**What is expected**. Report all lines from the entries below in which "components" appears.

Code that builds pages:
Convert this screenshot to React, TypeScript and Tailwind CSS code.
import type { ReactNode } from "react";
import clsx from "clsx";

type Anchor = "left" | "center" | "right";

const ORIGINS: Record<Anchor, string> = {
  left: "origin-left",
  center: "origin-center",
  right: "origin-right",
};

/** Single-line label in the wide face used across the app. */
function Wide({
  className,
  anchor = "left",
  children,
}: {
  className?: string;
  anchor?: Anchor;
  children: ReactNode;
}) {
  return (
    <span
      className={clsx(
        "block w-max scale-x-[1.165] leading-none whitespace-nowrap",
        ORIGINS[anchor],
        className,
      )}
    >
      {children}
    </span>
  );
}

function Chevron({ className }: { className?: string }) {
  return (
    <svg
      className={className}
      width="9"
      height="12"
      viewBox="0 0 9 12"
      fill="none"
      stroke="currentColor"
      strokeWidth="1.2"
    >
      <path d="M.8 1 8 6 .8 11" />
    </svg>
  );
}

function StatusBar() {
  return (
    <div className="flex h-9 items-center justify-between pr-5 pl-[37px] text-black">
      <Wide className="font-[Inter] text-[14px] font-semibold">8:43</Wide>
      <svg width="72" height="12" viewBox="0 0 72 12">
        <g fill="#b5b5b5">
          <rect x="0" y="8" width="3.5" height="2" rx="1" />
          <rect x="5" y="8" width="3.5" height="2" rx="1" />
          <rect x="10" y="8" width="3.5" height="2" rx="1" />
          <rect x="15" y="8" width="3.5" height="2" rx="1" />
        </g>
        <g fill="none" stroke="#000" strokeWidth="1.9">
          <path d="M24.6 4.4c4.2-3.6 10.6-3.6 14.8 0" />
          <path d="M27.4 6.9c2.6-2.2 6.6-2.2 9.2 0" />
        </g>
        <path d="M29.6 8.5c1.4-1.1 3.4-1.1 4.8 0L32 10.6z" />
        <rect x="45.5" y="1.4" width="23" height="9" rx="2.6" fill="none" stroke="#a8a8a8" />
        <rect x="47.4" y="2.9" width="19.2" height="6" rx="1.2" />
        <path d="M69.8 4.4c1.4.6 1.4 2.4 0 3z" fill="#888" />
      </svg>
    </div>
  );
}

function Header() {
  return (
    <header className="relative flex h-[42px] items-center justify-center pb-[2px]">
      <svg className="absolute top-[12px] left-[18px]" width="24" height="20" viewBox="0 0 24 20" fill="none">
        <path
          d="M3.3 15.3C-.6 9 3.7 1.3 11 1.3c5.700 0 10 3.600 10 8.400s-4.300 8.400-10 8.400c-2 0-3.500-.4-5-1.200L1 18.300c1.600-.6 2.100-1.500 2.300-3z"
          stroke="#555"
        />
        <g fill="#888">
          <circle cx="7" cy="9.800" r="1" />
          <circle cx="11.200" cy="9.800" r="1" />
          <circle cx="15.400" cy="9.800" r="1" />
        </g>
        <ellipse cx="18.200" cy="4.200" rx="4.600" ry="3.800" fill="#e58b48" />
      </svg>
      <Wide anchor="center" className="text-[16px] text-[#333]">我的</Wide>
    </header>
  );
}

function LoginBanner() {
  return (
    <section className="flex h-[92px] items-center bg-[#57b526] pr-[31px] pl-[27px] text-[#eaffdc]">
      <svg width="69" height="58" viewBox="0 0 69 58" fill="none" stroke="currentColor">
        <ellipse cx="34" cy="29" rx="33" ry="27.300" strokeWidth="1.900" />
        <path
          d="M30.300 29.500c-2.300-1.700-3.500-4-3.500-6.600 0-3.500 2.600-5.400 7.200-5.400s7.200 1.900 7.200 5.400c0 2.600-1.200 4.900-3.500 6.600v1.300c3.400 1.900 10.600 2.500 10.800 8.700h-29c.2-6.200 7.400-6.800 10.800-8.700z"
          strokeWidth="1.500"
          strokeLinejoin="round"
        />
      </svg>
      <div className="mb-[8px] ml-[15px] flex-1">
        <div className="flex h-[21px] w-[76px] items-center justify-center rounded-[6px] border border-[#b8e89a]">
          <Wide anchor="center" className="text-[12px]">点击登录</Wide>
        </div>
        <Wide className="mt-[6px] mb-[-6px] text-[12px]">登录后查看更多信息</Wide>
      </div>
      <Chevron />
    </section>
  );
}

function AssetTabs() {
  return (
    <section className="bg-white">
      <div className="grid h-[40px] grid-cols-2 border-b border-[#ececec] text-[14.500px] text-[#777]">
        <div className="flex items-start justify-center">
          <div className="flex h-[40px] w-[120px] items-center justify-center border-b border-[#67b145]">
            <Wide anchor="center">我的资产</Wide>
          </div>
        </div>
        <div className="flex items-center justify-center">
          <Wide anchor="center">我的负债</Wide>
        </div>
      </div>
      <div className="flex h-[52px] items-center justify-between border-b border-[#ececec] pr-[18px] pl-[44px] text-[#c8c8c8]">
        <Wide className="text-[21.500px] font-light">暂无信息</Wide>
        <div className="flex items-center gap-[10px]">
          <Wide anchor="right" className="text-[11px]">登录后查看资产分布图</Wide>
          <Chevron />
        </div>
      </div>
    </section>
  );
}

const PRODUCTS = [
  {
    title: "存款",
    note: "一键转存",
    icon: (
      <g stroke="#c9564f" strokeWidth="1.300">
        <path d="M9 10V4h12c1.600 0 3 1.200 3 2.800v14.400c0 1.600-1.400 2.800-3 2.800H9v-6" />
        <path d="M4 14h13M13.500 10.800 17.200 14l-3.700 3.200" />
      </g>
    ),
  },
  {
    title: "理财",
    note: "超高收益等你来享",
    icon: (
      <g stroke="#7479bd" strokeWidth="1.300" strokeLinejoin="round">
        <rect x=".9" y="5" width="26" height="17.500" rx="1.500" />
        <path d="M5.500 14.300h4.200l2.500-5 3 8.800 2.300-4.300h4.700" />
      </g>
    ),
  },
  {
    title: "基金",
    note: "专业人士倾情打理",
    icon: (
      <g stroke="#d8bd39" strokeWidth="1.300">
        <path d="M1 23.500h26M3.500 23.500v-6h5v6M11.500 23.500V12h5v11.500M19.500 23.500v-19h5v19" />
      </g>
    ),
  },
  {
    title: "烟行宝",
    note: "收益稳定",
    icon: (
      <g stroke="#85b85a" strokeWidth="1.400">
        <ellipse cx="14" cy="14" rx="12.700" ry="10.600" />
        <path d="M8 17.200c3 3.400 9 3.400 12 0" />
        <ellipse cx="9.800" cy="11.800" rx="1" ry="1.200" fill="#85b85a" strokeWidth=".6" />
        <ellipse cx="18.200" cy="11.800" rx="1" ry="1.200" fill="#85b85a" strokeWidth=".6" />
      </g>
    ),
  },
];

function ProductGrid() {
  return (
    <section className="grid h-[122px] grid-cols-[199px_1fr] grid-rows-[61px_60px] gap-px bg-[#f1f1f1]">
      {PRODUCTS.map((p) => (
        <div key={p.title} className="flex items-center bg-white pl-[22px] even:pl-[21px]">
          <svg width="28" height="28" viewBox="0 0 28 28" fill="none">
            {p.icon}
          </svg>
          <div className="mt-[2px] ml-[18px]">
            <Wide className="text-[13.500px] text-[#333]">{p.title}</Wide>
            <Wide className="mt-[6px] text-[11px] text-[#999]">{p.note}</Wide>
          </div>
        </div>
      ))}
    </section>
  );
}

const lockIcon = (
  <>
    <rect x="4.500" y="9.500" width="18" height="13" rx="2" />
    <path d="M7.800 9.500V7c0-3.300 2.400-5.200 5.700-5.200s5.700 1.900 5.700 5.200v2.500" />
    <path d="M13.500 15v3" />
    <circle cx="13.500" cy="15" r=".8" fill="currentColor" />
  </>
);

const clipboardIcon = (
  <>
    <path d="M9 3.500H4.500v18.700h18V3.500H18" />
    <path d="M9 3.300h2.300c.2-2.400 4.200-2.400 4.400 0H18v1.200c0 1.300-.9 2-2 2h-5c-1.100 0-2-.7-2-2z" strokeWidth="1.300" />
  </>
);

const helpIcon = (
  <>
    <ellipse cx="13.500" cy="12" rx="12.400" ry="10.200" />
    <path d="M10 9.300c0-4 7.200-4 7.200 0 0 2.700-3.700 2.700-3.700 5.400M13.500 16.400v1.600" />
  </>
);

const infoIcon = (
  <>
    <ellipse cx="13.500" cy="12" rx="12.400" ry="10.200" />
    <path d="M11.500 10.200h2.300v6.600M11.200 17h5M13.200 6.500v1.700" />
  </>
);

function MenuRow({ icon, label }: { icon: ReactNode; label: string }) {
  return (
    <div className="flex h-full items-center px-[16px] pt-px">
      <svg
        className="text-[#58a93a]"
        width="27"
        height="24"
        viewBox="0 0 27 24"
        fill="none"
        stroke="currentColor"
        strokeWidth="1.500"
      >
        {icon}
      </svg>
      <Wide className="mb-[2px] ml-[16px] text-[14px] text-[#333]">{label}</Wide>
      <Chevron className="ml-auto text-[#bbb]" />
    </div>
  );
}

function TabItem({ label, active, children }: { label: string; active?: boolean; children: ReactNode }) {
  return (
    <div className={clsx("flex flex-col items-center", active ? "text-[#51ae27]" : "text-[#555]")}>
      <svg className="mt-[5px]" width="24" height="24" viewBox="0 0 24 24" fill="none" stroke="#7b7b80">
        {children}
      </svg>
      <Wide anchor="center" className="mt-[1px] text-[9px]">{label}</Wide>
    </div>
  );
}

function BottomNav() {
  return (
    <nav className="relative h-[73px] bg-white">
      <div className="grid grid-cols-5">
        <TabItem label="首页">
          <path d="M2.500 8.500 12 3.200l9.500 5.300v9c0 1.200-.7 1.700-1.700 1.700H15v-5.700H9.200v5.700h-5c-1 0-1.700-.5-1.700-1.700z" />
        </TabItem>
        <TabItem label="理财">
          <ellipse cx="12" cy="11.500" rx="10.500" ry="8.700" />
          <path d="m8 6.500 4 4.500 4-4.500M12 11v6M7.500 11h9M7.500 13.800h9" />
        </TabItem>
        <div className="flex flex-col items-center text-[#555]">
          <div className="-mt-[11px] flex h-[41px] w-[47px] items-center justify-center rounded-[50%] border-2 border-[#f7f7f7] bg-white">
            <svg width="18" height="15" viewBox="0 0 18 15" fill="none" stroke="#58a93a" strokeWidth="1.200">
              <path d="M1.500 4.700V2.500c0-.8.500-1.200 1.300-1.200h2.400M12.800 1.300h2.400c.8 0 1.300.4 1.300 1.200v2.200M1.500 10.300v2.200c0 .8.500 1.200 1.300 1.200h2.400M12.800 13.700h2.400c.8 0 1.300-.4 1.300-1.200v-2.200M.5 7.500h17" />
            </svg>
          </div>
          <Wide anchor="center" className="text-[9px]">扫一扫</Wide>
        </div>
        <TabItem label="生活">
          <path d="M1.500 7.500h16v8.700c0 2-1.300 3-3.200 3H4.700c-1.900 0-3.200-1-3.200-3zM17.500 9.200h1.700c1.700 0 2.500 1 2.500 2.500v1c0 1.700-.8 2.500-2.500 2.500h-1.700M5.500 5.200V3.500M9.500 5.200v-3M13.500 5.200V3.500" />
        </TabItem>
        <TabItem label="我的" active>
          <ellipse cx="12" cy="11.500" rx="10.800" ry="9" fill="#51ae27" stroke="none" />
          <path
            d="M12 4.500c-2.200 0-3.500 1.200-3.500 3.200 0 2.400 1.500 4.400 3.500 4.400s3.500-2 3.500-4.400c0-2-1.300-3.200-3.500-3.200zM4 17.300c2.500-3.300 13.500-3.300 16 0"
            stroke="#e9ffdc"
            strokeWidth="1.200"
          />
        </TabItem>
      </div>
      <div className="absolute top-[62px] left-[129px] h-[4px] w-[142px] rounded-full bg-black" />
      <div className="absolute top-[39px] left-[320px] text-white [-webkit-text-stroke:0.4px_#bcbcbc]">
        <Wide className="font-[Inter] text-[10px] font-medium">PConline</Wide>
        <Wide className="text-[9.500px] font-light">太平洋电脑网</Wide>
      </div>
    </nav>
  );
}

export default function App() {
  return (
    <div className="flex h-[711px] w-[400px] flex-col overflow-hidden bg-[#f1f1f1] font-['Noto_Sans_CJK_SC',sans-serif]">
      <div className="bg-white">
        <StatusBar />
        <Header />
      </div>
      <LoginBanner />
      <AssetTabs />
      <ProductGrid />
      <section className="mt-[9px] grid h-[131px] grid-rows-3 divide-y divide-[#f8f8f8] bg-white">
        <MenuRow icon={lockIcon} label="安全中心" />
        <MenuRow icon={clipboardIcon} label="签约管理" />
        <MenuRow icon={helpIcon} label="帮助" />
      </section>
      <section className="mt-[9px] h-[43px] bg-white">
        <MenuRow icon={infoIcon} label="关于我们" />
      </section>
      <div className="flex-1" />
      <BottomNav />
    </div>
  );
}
--
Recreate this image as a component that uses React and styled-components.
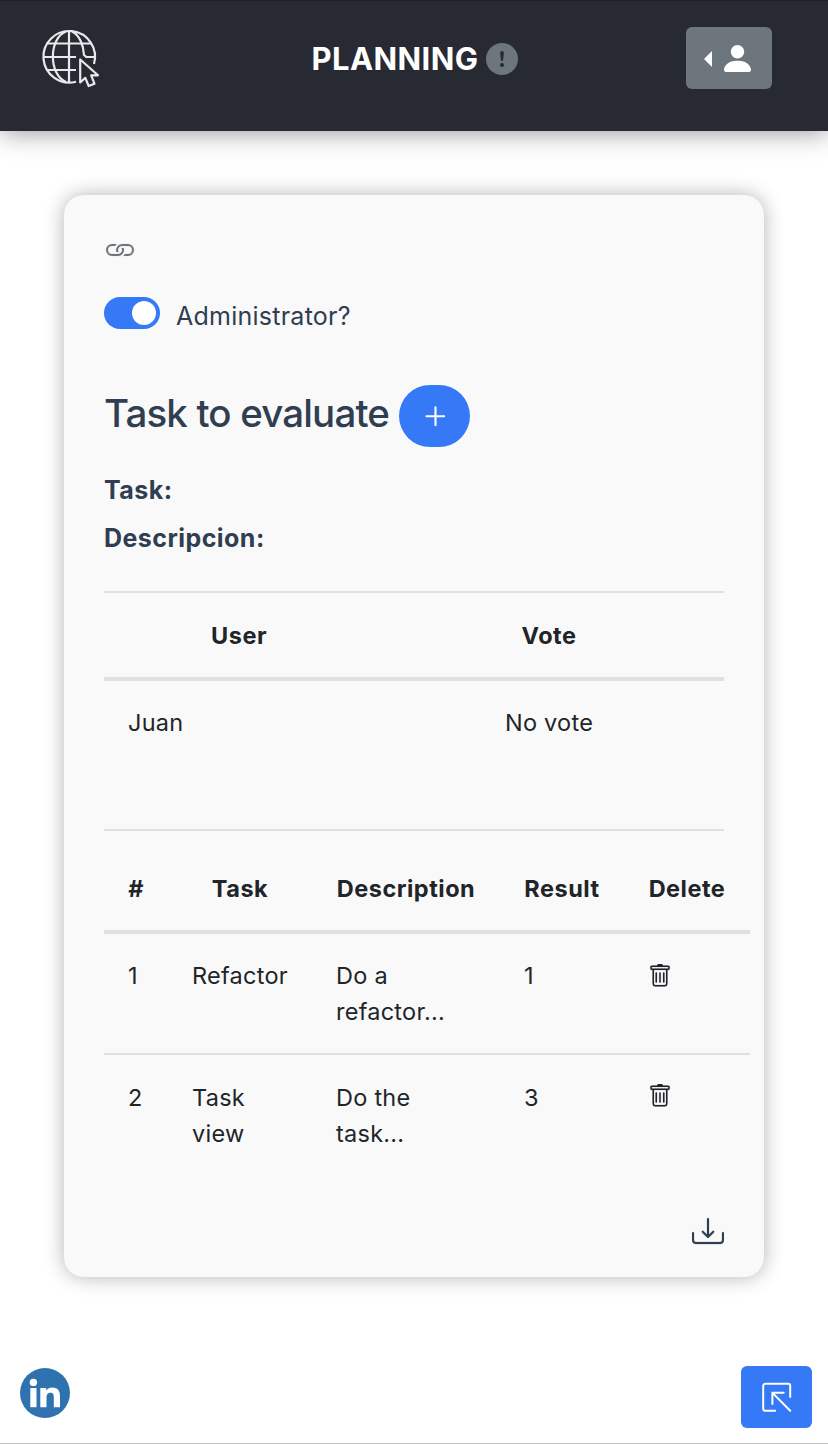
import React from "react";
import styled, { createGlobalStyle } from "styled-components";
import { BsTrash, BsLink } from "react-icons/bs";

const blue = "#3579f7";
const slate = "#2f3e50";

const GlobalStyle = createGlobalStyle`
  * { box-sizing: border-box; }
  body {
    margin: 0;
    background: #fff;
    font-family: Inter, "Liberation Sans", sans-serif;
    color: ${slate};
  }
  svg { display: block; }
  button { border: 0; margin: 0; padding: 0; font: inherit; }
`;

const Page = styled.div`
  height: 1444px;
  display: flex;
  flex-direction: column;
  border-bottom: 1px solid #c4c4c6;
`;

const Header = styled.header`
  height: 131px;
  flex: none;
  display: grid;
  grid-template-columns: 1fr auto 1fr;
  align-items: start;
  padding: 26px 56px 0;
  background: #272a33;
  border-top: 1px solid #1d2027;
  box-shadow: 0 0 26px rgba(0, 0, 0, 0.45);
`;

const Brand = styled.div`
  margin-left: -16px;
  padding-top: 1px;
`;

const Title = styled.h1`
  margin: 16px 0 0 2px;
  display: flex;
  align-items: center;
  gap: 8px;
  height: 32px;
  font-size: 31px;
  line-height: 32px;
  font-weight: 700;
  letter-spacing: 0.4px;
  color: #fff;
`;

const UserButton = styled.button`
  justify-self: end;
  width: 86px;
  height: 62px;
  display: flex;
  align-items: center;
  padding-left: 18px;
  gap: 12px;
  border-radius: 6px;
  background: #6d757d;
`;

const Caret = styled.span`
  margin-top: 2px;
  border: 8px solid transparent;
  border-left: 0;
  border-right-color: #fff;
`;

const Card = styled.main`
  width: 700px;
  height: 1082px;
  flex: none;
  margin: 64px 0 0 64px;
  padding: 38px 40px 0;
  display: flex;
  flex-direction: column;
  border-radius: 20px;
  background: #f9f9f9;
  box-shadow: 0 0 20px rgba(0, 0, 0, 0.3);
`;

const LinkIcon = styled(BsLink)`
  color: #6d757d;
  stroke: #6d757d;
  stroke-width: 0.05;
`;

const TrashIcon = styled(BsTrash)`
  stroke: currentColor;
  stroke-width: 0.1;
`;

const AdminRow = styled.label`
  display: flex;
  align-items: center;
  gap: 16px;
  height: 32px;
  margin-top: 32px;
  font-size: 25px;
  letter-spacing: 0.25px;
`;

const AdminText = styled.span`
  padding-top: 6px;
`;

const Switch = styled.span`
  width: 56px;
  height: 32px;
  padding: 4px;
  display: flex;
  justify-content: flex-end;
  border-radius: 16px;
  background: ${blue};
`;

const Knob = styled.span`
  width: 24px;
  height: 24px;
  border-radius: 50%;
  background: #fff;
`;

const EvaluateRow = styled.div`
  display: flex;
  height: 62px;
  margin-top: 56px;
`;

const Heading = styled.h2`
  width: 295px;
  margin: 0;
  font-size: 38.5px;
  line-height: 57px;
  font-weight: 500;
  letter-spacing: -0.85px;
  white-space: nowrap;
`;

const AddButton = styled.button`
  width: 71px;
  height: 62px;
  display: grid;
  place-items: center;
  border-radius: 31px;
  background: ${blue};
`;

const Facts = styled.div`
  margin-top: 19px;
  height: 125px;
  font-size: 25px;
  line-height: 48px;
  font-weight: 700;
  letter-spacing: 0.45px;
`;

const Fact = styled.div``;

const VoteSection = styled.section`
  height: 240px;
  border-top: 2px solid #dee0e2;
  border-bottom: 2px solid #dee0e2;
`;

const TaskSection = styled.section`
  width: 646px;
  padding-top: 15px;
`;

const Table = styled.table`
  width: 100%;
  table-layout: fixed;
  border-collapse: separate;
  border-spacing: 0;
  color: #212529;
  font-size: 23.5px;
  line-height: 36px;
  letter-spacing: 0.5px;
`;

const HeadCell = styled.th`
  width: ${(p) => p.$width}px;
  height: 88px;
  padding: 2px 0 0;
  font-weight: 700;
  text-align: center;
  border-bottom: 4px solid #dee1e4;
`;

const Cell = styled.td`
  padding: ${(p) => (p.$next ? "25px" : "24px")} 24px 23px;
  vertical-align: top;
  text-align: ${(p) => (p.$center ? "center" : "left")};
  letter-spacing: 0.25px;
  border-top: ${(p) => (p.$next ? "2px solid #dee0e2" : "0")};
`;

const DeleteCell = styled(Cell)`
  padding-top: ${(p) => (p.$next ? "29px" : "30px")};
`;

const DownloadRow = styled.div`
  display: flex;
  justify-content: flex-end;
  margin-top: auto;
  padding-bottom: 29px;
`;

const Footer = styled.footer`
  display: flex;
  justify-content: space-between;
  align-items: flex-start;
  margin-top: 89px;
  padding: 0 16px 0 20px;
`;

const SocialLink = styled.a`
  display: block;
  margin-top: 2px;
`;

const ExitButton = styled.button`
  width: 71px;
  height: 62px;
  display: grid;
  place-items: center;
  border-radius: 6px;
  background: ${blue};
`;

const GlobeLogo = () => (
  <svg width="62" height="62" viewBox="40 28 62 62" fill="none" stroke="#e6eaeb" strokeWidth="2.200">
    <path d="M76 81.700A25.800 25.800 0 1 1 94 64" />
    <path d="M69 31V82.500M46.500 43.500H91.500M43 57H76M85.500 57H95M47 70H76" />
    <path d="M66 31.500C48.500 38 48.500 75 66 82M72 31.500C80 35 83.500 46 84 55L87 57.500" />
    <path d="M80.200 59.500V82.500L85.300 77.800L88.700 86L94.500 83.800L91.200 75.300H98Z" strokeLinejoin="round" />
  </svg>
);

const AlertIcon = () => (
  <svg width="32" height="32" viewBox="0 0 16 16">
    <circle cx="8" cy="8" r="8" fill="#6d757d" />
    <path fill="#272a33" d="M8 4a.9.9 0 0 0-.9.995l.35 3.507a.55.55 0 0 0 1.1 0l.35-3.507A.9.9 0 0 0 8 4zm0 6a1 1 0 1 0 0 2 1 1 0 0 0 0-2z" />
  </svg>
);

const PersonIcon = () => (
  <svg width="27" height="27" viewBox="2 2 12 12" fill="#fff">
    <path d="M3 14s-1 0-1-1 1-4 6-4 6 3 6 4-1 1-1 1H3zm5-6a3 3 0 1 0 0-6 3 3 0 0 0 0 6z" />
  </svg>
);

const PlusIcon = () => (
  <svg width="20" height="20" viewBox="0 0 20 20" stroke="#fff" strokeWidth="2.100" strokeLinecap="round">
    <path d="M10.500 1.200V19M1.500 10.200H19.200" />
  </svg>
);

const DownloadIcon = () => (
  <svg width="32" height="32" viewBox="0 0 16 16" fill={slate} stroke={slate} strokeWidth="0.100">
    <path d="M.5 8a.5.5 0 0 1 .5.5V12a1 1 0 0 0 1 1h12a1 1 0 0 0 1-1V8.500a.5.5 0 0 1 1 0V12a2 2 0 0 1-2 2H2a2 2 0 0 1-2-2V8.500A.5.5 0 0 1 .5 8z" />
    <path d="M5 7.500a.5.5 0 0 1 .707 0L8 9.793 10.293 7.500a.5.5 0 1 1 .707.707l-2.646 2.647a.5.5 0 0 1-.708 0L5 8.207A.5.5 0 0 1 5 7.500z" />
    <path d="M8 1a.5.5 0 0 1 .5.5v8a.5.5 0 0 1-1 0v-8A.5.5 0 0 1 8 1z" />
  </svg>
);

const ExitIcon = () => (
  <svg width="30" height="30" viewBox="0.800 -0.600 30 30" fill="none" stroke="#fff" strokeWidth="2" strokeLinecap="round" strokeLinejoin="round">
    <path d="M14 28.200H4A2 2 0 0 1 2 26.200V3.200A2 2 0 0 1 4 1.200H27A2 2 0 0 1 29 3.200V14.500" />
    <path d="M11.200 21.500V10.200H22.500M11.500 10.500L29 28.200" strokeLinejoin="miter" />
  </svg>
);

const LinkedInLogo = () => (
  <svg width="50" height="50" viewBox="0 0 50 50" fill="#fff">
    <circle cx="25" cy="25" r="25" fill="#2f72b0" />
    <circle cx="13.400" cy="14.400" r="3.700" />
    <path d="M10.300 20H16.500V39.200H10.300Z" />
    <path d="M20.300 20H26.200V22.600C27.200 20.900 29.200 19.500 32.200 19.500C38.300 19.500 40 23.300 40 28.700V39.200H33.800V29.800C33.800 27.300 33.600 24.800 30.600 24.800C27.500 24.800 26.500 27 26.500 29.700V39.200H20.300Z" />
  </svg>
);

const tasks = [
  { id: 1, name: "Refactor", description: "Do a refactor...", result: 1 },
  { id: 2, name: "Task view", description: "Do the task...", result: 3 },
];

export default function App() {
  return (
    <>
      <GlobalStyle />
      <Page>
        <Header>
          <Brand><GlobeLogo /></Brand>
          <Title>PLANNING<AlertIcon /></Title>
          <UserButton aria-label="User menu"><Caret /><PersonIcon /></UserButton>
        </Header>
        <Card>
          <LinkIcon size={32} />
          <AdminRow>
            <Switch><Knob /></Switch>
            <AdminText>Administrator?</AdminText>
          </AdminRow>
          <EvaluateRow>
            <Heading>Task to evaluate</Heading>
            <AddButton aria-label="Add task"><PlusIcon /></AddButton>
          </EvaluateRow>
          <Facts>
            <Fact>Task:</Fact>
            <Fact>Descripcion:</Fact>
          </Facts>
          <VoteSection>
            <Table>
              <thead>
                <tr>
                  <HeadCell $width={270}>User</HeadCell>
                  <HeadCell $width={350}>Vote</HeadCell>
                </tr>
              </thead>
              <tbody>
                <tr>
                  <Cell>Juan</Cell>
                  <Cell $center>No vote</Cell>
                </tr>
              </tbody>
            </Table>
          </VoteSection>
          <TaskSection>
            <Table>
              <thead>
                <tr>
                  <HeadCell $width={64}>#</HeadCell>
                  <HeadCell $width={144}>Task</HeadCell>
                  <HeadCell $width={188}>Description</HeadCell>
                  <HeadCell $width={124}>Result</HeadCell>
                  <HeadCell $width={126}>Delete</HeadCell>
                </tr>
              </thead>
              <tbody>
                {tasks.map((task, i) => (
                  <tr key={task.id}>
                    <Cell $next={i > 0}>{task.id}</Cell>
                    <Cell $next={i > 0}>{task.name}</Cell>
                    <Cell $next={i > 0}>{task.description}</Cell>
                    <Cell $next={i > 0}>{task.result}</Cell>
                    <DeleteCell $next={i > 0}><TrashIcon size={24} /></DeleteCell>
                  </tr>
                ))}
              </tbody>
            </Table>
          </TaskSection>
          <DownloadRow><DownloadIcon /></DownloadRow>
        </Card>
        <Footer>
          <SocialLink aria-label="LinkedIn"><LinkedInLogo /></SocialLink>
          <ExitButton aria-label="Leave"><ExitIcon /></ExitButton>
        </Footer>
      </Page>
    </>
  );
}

**Written response**.
Recreate this image as a component that uses React and styled-components.
import styled, { createGlobalStyle } from "styled-components";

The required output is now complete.